October 5, 2014
Twenty-seventh Sunday in Ordinary Time
First Reading: Isaiah 5:1-7
Love songs conjure up happy thoughts: affection, romance, fulfillment. People like listening to love songs for those positive emotions, but conversely some of the most powerful love songs are the dark ones—the ones that start off rosy and end up blue. In this Sunday’s reading from Isaiah, we find such a love song. It begins with such hope and promise, but ends on a sour note.
Isaiah 5 comes toward the beginning of this book of judgment. The prophet puts the people of God on trial before heaven and earth (Isa 1:2) and they are found wanting. He calls them to account for violating the covenant of the Lord and bringing upon themselves the deserved covenant punishment. Here, near the beginning of the book, Isaiah uses many metaphors to describe the people’s unfaithfulness and this love song is one of the most potent.
The prophet opens the song with reference to “my beloved” or “my friend.” The Hebrew word underlying these translations is yadid, normally used to indicate one who is loved (e.g. Deut 33:12). The word is closely related to dod, which is used by the lovers in the Song of Songs to refer to one another. The fictive voice of the poet in Isaiah 5 could be the prophet as the Lord’s “best man” singing about his unfaithful bride. On the other hand, it could be Israel herself, singing to the Lord, as “my beloved,” the tragic love song of their relationship. Either way, the song of Isaiah 5 has many vocabulary links to the Song of Songs—love, vines, vineyards, fidelity are all common themes. While the Song of Songs shows the bright side of Israel’s loving relationship with the Lord, here we see the troublesome dimensions.
Notably, the Lord’s relationship with his people is described in a metaphor wrapped in a metaphor: It is like a loving couple, which is like a vineyard. The Lord is portrayed as the vintner, diligently preparing a field for his vines: digging, clearing, planting, watching, building. (Jesus invokes this passage by repeating these ideas in Matt 21, but then he adds a new twist.) The vintner makes sure that all of the conditions are right for his vines to flourish—in the same way that the Lord prepared and promised a special land for his people to dwell in, to flourish in. Yet despite the vinedresser’s hard work, the vines yield only wild grapes. Here wild grapes are sour grapes. “Wild” here does not indicate organic, locally-grown, vine-ripened grapes as a luxury product, but the nasty side of wild grapes, ones that are so sour you can’t even swallow them. Wild grapes like this are not what you expect when you prepare your field so well. They would be a huge disappointment, a whole year’s work down the drain! The vintner would likely have to go into debt just to make it through the winter since he could not sell his worthless crop or make decent wine with it. The quality of the fruit is essential.

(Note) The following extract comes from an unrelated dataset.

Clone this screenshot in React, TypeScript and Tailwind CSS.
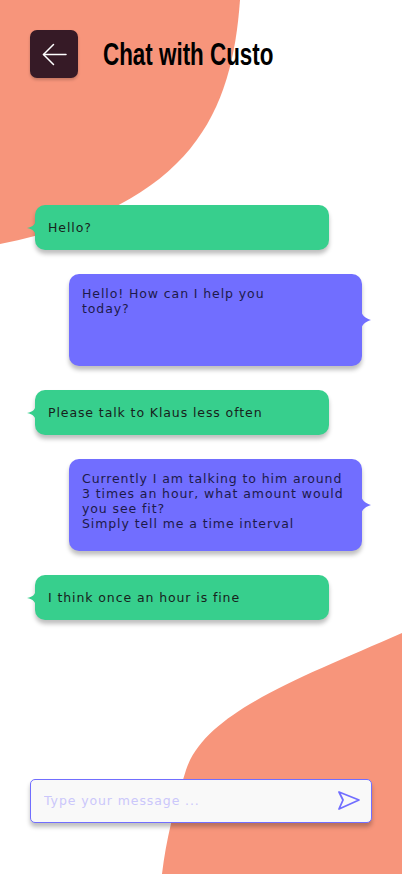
const body = { fontFamily: '"DejaVu Sans", "Liberation Sans", sans-serif' };

function Tail({ side, color }: { side: 'left' | 'right'; color: string }) {
  // small concave pointer on the side of a bubble
  if (side === 'left') {
    return (
      <svg
        className="absolute left-[-8px] top-1/2 -translate-y-1/2"
        width="9"
        height="20"
        viewBox="0 0 9 20"
      >
        <path d="M9 0 C9 6 6 9 0 10 C6 11 9 14 9 20 Z" fill={color} />
      </svg>
    );
  }
  return (
    <svg
      className="absolute right-[-9px] top-1/2 -translate-y-1/2"
      width="10"
      height="22"
      viewBox="0 0 10 22"
    >
      <path d="M0 0 C0 6 4 9 10 11 C4 13 0 16 0 22 Z" fill={color} />
    </svg>
  );
}

function Mine({ text }: { text: string }) {
  return (
    <div className="relative ml-[35px] flex h-[45px] w-[294px] items-center rounded-[10px] bg-[#37cf8d] pl-[13px] shadow-[0_4px_4px_rgba(0,0,0,0.25)]">
      <Tail side="left" color="#37cf8d" />
      <span className="text-[12.5px] leading-[15px] tracking-[0.9px] text-[#17221c]">{text}</span>
    </div>
  );
}

function Theirs({ lines }: { lines: string[] }) {
  return (
    <div className="relative ml-[69px] h-[92px] w-[293px] rounded-[10px] bg-[#716eff] pl-[13px] pt-[12px] shadow-[0_4px_4px_rgba(0,0,0,0.25)]">
      <Tail side="right" color="#716eff" />
      <div className="whitespace-nowrap text-[12.5px] leading-[15px] tracking-[0.9px] text-[#1d1a4a]">
        {lines.map((l) => (
          <div key={l}>{l}</div>
        ))}
      </div>
    </div>
  );
}

export default function App() {
  return (
    <div className="relative h-[874px] w-[402px] overflow-hidden bg-white" style={body}>
      <svg className="absolute left-0 top-0" width="402" height="874" viewBox="0 0 402 874">
        <path d="M0 0 H240 C232 110 195 205 0 244 Z" fill="#f7957b" />
        <path
          d="M402 633 C300 678 205 712 186 770 C174 808 166 840 162 874 H402 Z"
          fill="#f7957b"
        />
      </svg>

      <div className="relative flex h-full flex-col">
        <div className="flex items-center gap-[25px] pl-[30px] pt-[30px]">
          <button className="flex h-[48px] w-[48px] items-center justify-center rounded-[7px] bg-[#361a26] shadow-[0_2px_3px_rgba(0,0,0,0.2)]">
            <svg width="25" height="23" viewBox="0 0 25 23" fill="none" stroke="#fff" strokeWidth="1.5" strokeLinecap="round" strokeLinejoin="round">
              <path d="M24 11.5 H1.5" />
              <path d="M11.5 1.5 L1.5 11.5 L11.5 21.5" />
            </svg>
          </button>
          <h1
            className="origin-left scale-x-[0.7] whitespace-nowrap text-[32px] font-bold leading-none text-black"
            style={{ fontFamily: '"Liberation Sans Narrow", "Liberation Sans", sans-serif' }}
          >
            Chat with Custo
          </h1>
        </div>

        <div className="mt-[127px] flex flex-col gap-6">
          <Mine text="Hello?" />
          <Theirs lines={['Hello! How can I help you', 'today?']} />
          <Mine text="Please talk to Klaus less often" />
          <Theirs
            lines={[
              'Currently I am talking to him around',
              '3 times an hour, what amount would',
              'you see fit?',
              'Simply tell me a time interval',
            ]}
          />
          <Mine text="I think once an hour is fine" />
        </div>

        <div className="mx-[30px] mb-[51px] mt-auto flex h-[44px] items-center rounded-[5px] border border-[#716eff] bg-[#f9f9f9] pl-[13px] pr-[10px] shadow-[0_4px_4px_rgba(0,0,0,0.25)]">
          <input
            className="min-w-0 flex-1 bg-transparent text-[12.5px] tracking-[0.9px] text-[#1d1a4a] outline-none placeholder:text-[#cbc7fb]"
            placeholder="Type your message ..."
          />
          <svg width="24" height="22" viewBox="0 0 24 22" fill="none" stroke="#716eff" strokeWidth="1.8" strokeLinejoin="round">
            <path d="M2 2 L22 10 L2 19 L6 10 Z" />
          </svg>
        </div>
      </div>
    </div>
  );
}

When the vines produce sour grapes, they need to be destroyed. Isaiah extends the metaphor to show the vintner taking down the hedge around the vineyard, so that it is given over to prairie grass for animals to graze on. It shows him neglecting it by refusing to hoe or to prune, so the vines revert from a cultivated state back into a wild one. Eventually the vineyard will be covered with thorn bushes and be totally useless for winemaking. While the prophet draws the allegory out and ratchets up the drama, he is illustrating how Israel’s chosen status and the blessings that go with it are being undone by the nation’s own disobedience.
Just like a vineyard is a specially cared for piece of property, God’s people were cared for in a special way. Now that God’s judgment is coming upon them, their land will be over-run. In effect, they will become just like any other nation, common, trampled, dry. The blessings of the Lord: land, prosperity, life in his presence, will be revoked during the time of exile. The song ends with two dramatic wordplays. The Lord looks for mishpat, justice, but gets mishpach, bloodshed. He wants tzedaqah, righteousness,but gets tze‘aqah, outcry. The people have not only failed to live up to his expectations, they’re headed in the opposite direction.
I suppose we can draw a little hope from the fact that God’s plans can sometimes backfire. Despite his utter faithfulness to them, they were not faithful to him. But I think this passage can cause us to look inside ourselves to see whether we find mishpat or mishpach. We not always great at being God’s friends. Lastly, though, just as God tilled the soil, and cleared the stones from his ancient “vineyard,” he prepares our hearts too. And even if we find ourselves producing wild grapes, he always is ready to receive us back and turn that despairing love song back to its original aspiration.